More than one black dog


We drove to Wattamolla beach in the Royal National Park on a lazy, hot day.  Ants feasted on us as we tried our best to enjoy our cheese and tomato sanwiches, fruit and Green & Black's organic chocalate.  Spike had a swim in the lagoon.  She described the water as cool.  That may have been a euphemism for "Jeezus, it's cold!".
 
I read all afternoon, finishing Black Dogs by Ian McEwan.  Now there is a disappointing novel.  I had hoped for more.  The praise for the book printed on its cover is hyperbolic.  That seems like a polite way of saying what I mean.   

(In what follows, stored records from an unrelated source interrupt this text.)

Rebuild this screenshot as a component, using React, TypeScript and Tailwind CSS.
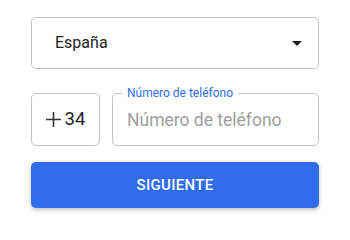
export default function App() {
  return (
    <div className="h-[227px] w-[350px] bg-white font-['Roboto',sans-serif]">
      <div className="flex flex-col px-[31px] pt-[17px]">
        <button className="flex h-[52px] w-[288px] items-center justify-between rounded-[5px] border border-[#c4c4c4] pl-[23px] pr-[16px] text-left">
          <span className="text-[16px] text-[#222]">España</span>
          <svg width="10" height="5" viewBox="0 0 10 5" className="fill-[#222]">
            <path d="M0 0h10L5 5z" />
          </svg>
        </button>

        <div className="mt-[24px] flex gap-[12px]">
          <div className="flex h-[53px] w-[69px] items-center justify-center gap-[4px] rounded-[5px] border border-[#c4c4c4] text-[#222]">
            <svg width="15" height="15" viewBox="0 0 15 15" className="stroke-[#333]">
              <path d="M7.5 0v15M0 7.5h15" strokeWidth="1.6" />
            </svg>
            <span className="text-[18.5px]">34</span>
          </div>
          <div className="relative h-[53px] flex-1">
            <fieldset className="absolute inset-0 -top-[6px] rounded-[5px] border border-[#c4c4c4] px-[9px]">
              <legend className="px-[5px] text-[12px] leading-[12px] text-[#2f6ded]">Número de teléfono</legend>
            </fieldset>
            <input
              placeholder="Número de teléfono"
              className="relative h-full w-full bg-transparent pl-[15px] text-[17.5px] text-[#222] outline-none placeholder:text-[#9e9e9e]"
            />
          </div>
        </div>

        <button className="mt-[16px] h-[46px] w-[288px] rounded-[5px] bg-[#2f6ded] text-[15px] font-medium tracking-[0.3px] text-white shadow-[0_2px_4px_rgba(0,0,0,0.25)]">
          SIGUIENTE
        </button>
      </div>
    </div>
  );
}
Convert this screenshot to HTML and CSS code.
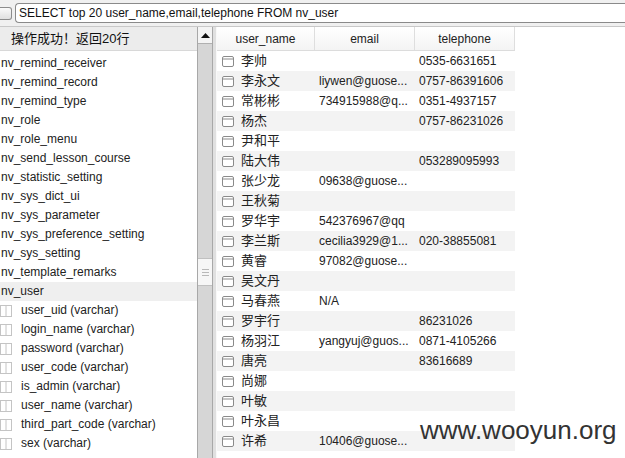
FILE: index.html
```html
<!DOCTYPE html>
<html>
<head>
<meta charset="utf-8">
<link rel="stylesheet" href="styles.css">
</head>
<body>
<div class="topbar">
  <div class="stubbtn"></div>
  <div class="sqlbox">SELECT top 20 user_name,email,telephone FROM nv_user</div>
</div>
<div class="main">
  <div class="leftpane">
    <div class="leftcol">
      <div class="lefthead">操作成功！返回20行</div>
      <div class="tree">
        <div class="titem">nv_remind_receiver</div>
        <div class="titem">nv_remind_record</div>
        <div class="titem">nv_remind_type</div>
        <div class="titem">nv_role</div>
        <div class="titem">nv_role_menu</div>
        <div class="titem">nv_send_lesson_course</div>
        <div class="titem">nv_statistic_setting</div>
        <div class="titem">nv_sys_dict_ui</div>
        <div class="titem">nv_sys_parameter</div>
        <div class="titem">nv_sys_preference_setting</div>
        <div class="titem">nv_sys_setting</div>
        <div class="titem">nv_template_remarks</div>
        <div class="titem sel">nv_user</div>
        <div class="titem col"><svg class="colicon" width="12" height="12" viewBox="0 0 12 12"><rect x="0.5" y="0.5" width="11" height="11" fill="#fff" stroke="#c4c4c4"/><line x1="6" y1="1" x2="6" y2="11" stroke="#c4c4c4"/></svg><span>user_uid (varchar)</span></div>
        <div class="titem col"><svg class="colicon" width="12" height="12" viewBox="0 0 12 12"><rect x="0.5" y="0.5" width="11" height="11" fill="#fff" stroke="#c4c4c4"/><line x1="6" y1="1" x2="6" y2="11" stroke="#c4c4c4"/></svg><span>login_name (varchar)</span></div>
        <div class="titem col"><svg class="colicon" width="12" height="12" viewBox="0 0 12 12"><rect x="0.5" y="0.5" width="11" height="11" fill="#fff" stroke="#c4c4c4"/><line x1="6" y1="1" x2="6" y2="11" stroke="#c4c4c4"/></svg><span>password (varchar)</span></div>
        <div class="titem col"><svg class="colicon" width="12" height="12" viewBox="0 0 12 12"><rect x="0.5" y="0.5" width="11" height="11" fill="#fff" stroke="#c4c4c4"/><line x1="6" y1="1" x2="6" y2="11" stroke="#c4c4c4"/></svg><span>user_code (varchar)</span></div>
        <div class="titem col"><svg class="colicon" width="12" height="12" viewBox="0 0 12 12"><rect x="0.5" y="0.5" width="11" height="11" fill="#fff" stroke="#c4c4c4"/><line x1="6" y1="1" x2="6" y2="11" stroke="#c4c4c4"/></svg><span>is_admin (varchar)</span></div>
        <div class="titem col"><svg class="colicon" width="12" height="12" viewBox="0 0 12 12"><rect x="0.5" y="0.5" width="11" height="11" fill="#fff" stroke="#c4c4c4"/><line x1="6" y1="1" x2="6" y2="11" stroke="#c4c4c4"/></svg><span>user_name (varchar)</span></div>
        <div class="titem col"><svg class="colicon" width="12" height="12" viewBox="0 0 12 12"><rect x="0.5" y="0.5" width="11" height="11" fill="#fff" stroke="#c4c4c4"/><line x1="6" y1="1" x2="6" y2="11" stroke="#c4c4c4"/></svg><span>third_part_code (varchar)</span></div>
        <div class="titem col"><svg class="colicon" width="12" height="12" viewBox="0 0 12 12"><rect x="0.5" y="0.5" width="11" height="11" fill="#fff" stroke="#c4c4c4"/><line x1="6" y1="1" x2="6" y2="11" stroke="#c4c4c4"/></svg><span>sex (varchar)</span></div>
      </div>
    </div>
    <div class="vscroll">
      <div class="sbtn"><svg width="9" height="5" viewBox="0 0 9 5"><path d="M0 5 L4.5 0 L9 5 Z" fill="#111"/></svg></div>
      <div class="strack">
        <div class="sthumb"><span></span><span></span><span></span></div>
      </div>
    </div>
  </div>
  <div class="splitter"></div>
  <div class="rightpane">
    <div class="grid">
      <div class="hrow">
        <div class="hc">user_name</div>
        <div class="hc">email</div>
        <div class="hc">telephone</div>
      </div>
      <div class="rows" id="rows"></div>
    </div>
    <div class="watermark">www.wooyun.org</div>
  </div>
</div>
<script>
var data = [
  ["李帅","","0535-6631651"],
  ["李永文","liywen@guose...","0757-86391606"],
  ["常彬彬","734915988@q...","0351-4937157"],
  ["杨杰","","0757-86231026"],
  ["尹和平","",""],
  ["陆大伟","","053289095993"],
  ["张少龙","09638@guose...",""],
  ["王秋菊","",""],
  ["罗华宇","542376967@qq",""],
  ["李兰斯","cecilia3929@1...","020-38855081"],
  ["黄睿","97082@guose...",""],
  ["吴文丹","",""],
  ["马春燕","N/A",""],
  ["罗宇行","","86231026"],
  ["杨羽江","yangyuj@guos...","0871-4105266"],
  ["唐亮","","83616689"],
  ["尚娜","",""],
  ["叶敏","",""],
  ["叶永昌","",""],
  ["许希","10406@guose...",""]
];
var icon = '<svg class="ricon" width="12" height="11" viewBox="0 0 12 11"><rect x="0.5" y="0.5" width="11" height="10" rx="1.5" fill="#fff" stroke="#8a8a8a"/><line x1="1" y1="3" x2="11" y2="3" stroke="#8a8a8a"/></svg>';
var html = "";
data.forEach(function(r){
  html += '<div class="row"><div class="c c1">' + icon + '<span>' + r[0] + '</span></div><div class="c c2">' + r[1] + '</div><div class="c c3">' + r[2] + '</div></div>';
});
document.getElementById("rows").innerHTML = html;
</script>
</body>
</html>
```

FILE: styles.css
```css
* { box-sizing: border-box; }
html, body { margin: 0; padding: 0; }
body {
  width: 625px;
  height: 458px;
  overflow: hidden;
  background: #fff;
  font-family: "Liberation Sans", "Noto Sans CJK SC", sans-serif;
  font-size: 12px;
  color: #222;
}
.topbar {
  height: 27px;
  background: #f0f0f0;
  display: flex;
  align-items: center;
  gap: 3px;
  border-bottom: 1px solid #c8c8c8;
}
.stubbtn {
  width: 12px;
  height: 13px;
  border: 1px solid #8c8c8c;
  border-left: none;
  border-radius: 0 3px 3px 0;
  background: linear-gradient(#fafafa, #e0e0e0);
}
.sqlbox {
  flex: 1;
  height: 20px;
  border: 1px solid #8a8a8a;
  border-right: none;
  border-radius: 4px 0 0 4px;
  background: #fff;
  padding: 0 0 0 3px;
  line-height: 18px;
  font-size: 12px;
  color: #111;
}
.main {
  display: flex;
  height: 431px;
}
.leftpane {
  width: 213px;
  display: flex;
}
.leftcol {
  width: 197px;
  display: flex;
  flex-direction: column;
}
.lefthead {
  height: 24px;
  background: #ececec;
  border-bottom: 1px solid #d8d8d8;
  padding-left: 11px;
  line-height: 23px;
  font-size: 13px;
  color: #111;
}
.tree {
  padding-top: 3px;
}
.titem {
  height: 19px;
  line-height: 19px;
  padding-left: 1px;
  white-space: nowrap;
  color: #222;
}
.titem.sel { background: #efefef; }
.titem.col {
  display: flex;
  align-items: center;
  gap: 9px;
  padding-left: 0;
}
.colicon { flex: none; }
.vscroll {
  width: 16px;
  display: flex;
  flex-direction: column;
  border-left: 1px solid #a8a8a8;
  border-right: 1px solid #a8a8a8;
  background: #d6d6d6;
}
.sbtn {
  height: 17px;
  background: #f4f4f4;
  border-bottom: 1px solid #b0b0b0;
  display: flex;
  align-items: center;
  justify-content: center;
}
.strack {
  flex: 1;
  padding-top: 214px;
}
.sthumb {
  height: 28px;
  background: #f6f6f6;
  border-top: 1px solid #c0c0c0;
  border-bottom: 1px solid #c0c0c0;
  display: flex;
  flex-direction: column;
  align-items: center;
  justify-content: center;
  gap: 2px;
}
.sthumb span {
  width: 7px;
  height: 1px;
  background: #b8b8b8;
}
.splitter {
  width: 4px;
  background: #e0e0e0;
  border-right: 1px solid #f8f8f8;
}
.rightpane {
  flex: 1;
  position: relative;
}
.grid { width: 298px; }
.hrow {
  display: flex;
  height: 24px;
  border-bottom: 1px solid #dcdcdc;
  background: linear-gradient(#ffffff, #f4f4f4);
}
.hc {
  width: 100px;
  text-align: center;
  line-height: 24px;
  color: #222;
  border-right: 1px solid #dedede;
}
.hc:first-child { width: 98px; }
.row {
  display: flex;
  height: 20px;
  line-height: 20px;
}
.row:nth-child(even) { background: #f3f3f3; }
.c { white-space: nowrap; overflow: hidden; }
.c1 {
  width: 98px;
  display: flex;
  align-items: center;
  gap: 7px;
  padding-left: 5px;
  font-size: 13px;
}
.ricon { flex: none; }
.c2 { width: 100px; padding-left: 4px; }
.c3 { width: 100px; padding-left: 4px; }
.watermark {
  position: absolute;
  left: 203px;
  top: 388px;
  font-size: 26px;
  color: #333;
}
```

It’s a slim volume, which is not necessarily a bad thing but there isn’t much you’d want to hang on to from its 200 or so pages.  The principal characters – Bernard and is it June – were (to my sensibility at least) two-dimensional, cardboard cut-out figures.  The passionate intensity upon which their relationship was supposed to be based was not at all apparent from the text so I wasn’t entirely sure why I was reading a tale about how June had felt terrorised by two dogs (which may ort may not have trained by Nazis to rape prisoners) to such a degree that she converted to God from Communism during the one brief (I’ve no doubt scary) encounter in France.  That lead to them altering their route on the next country walk.  They bumped into a shepherd who took them to an empty house which June decided they must buy and there she spent most of her life estranged from her husband who ended up as a Labour MP.  I understand that the viscous, black hunting dogs roaming free across a newly pacified post-world-war France may have had a symbolic, even allegorical and / or prophetic significance but Christ it’s a tedious read about not very pleasant but not entirely unpleasant people to whom nothing very dramatic happens.  Sorry Ian.